As you said, the powers of a primitive root $g$ needs to generate all of $(\mathbb{Z}/n\mathbb{Z})^{\times}$. For simplifying the discussion, let me assume that $n$ is a prime. Then there are $n-1$ elements in the group.

The order of an element is the smallest positive exponent $x$ such that $a^x \equiv 1$. What that means is that as you take powers of $a$ repeatedly, they will all be different until you reach $a^x \equiv 1$ in which the cycle repeats itself. You can try a few examples and you will see that the set generated in this way will have precisely $x$ elements, where $x$ is the order of the generator.

If your element $g$ does not have order $n-1$ then how can it possibly generate a group which has $n-1$ elements?

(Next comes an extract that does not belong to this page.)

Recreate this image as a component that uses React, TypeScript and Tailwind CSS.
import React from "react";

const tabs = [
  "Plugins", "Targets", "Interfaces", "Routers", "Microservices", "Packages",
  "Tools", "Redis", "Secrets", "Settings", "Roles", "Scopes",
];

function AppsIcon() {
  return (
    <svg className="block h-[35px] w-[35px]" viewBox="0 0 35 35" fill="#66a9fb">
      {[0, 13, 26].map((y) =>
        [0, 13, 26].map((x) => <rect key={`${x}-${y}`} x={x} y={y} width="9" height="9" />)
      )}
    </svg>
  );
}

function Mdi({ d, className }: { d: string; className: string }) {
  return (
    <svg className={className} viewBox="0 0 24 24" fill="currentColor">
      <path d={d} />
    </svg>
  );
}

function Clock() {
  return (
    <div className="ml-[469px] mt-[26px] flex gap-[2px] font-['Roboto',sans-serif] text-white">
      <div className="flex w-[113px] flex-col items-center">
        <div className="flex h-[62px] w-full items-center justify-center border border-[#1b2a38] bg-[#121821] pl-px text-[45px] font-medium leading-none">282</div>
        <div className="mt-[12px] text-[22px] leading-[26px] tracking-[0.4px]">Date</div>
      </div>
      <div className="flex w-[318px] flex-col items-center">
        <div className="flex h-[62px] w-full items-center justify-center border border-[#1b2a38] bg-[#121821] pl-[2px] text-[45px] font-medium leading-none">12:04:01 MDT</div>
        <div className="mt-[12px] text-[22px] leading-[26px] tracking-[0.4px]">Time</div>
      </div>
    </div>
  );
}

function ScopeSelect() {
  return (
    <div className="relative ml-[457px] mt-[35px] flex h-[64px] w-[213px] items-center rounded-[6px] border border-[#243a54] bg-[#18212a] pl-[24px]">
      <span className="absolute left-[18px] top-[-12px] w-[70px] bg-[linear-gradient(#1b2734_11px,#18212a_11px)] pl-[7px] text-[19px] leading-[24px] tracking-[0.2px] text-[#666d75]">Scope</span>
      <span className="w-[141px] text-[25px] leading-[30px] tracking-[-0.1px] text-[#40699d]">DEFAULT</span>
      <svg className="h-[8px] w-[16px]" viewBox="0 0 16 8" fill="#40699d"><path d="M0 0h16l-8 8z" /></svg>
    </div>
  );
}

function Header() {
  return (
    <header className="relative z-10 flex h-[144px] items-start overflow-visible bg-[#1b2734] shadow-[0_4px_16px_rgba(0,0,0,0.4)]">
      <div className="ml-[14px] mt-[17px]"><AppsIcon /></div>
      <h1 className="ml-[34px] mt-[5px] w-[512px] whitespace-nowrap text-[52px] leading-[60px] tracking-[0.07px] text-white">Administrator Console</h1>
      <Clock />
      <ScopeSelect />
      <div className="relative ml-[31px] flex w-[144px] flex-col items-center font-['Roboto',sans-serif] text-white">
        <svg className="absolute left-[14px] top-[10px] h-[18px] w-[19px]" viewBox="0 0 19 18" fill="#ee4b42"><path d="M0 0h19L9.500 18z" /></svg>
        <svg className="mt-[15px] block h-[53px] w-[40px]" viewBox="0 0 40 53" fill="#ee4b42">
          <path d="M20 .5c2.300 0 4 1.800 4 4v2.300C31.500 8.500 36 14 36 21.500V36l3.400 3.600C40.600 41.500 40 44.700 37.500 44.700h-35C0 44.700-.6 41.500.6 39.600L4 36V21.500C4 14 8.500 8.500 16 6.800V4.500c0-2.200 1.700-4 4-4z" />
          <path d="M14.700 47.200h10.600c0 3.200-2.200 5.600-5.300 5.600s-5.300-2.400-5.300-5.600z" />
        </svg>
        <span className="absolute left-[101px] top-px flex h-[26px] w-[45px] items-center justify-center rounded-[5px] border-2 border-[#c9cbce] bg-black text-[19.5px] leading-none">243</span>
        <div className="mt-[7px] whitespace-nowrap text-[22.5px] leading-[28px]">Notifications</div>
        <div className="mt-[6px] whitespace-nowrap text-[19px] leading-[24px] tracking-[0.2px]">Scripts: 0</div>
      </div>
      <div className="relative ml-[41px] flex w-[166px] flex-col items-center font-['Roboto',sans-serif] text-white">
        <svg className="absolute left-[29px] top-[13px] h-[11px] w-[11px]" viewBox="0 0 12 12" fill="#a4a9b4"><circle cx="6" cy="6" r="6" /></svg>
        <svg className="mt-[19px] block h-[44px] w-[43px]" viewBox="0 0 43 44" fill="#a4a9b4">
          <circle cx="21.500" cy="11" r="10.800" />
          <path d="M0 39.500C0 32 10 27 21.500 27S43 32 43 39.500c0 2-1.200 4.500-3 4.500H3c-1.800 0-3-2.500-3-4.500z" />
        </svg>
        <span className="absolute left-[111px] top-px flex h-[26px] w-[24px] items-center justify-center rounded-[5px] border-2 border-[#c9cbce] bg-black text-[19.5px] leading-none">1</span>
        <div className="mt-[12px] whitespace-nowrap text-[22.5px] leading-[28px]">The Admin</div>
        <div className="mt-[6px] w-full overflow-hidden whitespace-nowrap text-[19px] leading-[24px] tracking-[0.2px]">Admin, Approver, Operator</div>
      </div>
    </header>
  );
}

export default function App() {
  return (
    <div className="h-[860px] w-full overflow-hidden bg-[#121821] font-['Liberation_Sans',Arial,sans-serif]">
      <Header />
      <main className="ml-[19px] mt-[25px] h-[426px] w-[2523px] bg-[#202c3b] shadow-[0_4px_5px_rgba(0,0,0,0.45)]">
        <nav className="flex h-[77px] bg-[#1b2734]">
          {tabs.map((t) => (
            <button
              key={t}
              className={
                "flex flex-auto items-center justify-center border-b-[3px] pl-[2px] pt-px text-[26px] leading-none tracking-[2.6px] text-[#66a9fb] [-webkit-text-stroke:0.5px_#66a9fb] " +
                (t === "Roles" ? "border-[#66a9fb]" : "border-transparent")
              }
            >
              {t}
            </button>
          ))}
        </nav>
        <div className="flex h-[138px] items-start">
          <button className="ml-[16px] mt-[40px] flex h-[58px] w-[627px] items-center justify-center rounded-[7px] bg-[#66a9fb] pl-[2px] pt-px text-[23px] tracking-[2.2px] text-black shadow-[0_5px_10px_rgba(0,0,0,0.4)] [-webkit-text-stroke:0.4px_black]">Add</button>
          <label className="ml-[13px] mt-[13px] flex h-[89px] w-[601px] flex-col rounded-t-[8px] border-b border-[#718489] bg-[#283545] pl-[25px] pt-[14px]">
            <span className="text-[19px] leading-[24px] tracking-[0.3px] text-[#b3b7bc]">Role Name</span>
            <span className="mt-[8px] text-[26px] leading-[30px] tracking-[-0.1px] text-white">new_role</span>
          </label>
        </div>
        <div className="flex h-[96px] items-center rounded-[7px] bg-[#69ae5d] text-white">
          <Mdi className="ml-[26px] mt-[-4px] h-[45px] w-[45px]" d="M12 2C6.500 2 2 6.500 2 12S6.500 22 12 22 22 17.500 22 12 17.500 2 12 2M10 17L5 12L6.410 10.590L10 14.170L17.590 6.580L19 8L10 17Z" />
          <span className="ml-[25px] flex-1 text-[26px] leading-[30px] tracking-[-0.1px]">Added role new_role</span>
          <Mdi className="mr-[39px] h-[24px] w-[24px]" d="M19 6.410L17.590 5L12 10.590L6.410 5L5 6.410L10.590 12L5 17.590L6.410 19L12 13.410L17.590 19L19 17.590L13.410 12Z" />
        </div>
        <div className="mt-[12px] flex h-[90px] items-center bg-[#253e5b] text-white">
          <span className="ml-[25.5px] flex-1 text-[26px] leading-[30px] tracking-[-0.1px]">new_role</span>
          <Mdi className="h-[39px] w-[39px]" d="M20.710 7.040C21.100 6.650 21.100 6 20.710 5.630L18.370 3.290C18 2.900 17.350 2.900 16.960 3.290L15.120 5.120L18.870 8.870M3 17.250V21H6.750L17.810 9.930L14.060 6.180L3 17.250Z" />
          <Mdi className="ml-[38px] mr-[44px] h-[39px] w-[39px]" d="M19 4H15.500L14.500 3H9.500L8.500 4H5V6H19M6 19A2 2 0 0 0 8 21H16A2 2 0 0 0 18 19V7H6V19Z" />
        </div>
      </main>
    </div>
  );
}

The reason we try $\frac{n-1}{f}$ for the order is because the order of each element must divide the order of the group (which is $n-1$). From Fermat's little theorem, we know that $$a^{p-1} \equiv 1 \pmod p$$ Now suppose $a$ has order $x$. We shall show that $x\mid p-1$. Write $p - 1 = nx + r$ using the division algorithm for $0\le r < x$. Then $$a^{p-1} = a^{nx+r} \equiv a^{nx}a^r \equiv a^r\equiv 1\pmod p$$ But $x$ is the smallest positive exponent such that $a^x \equiv 1$ and $r$ is strictly smaller. This must mean that $r$ is $0$.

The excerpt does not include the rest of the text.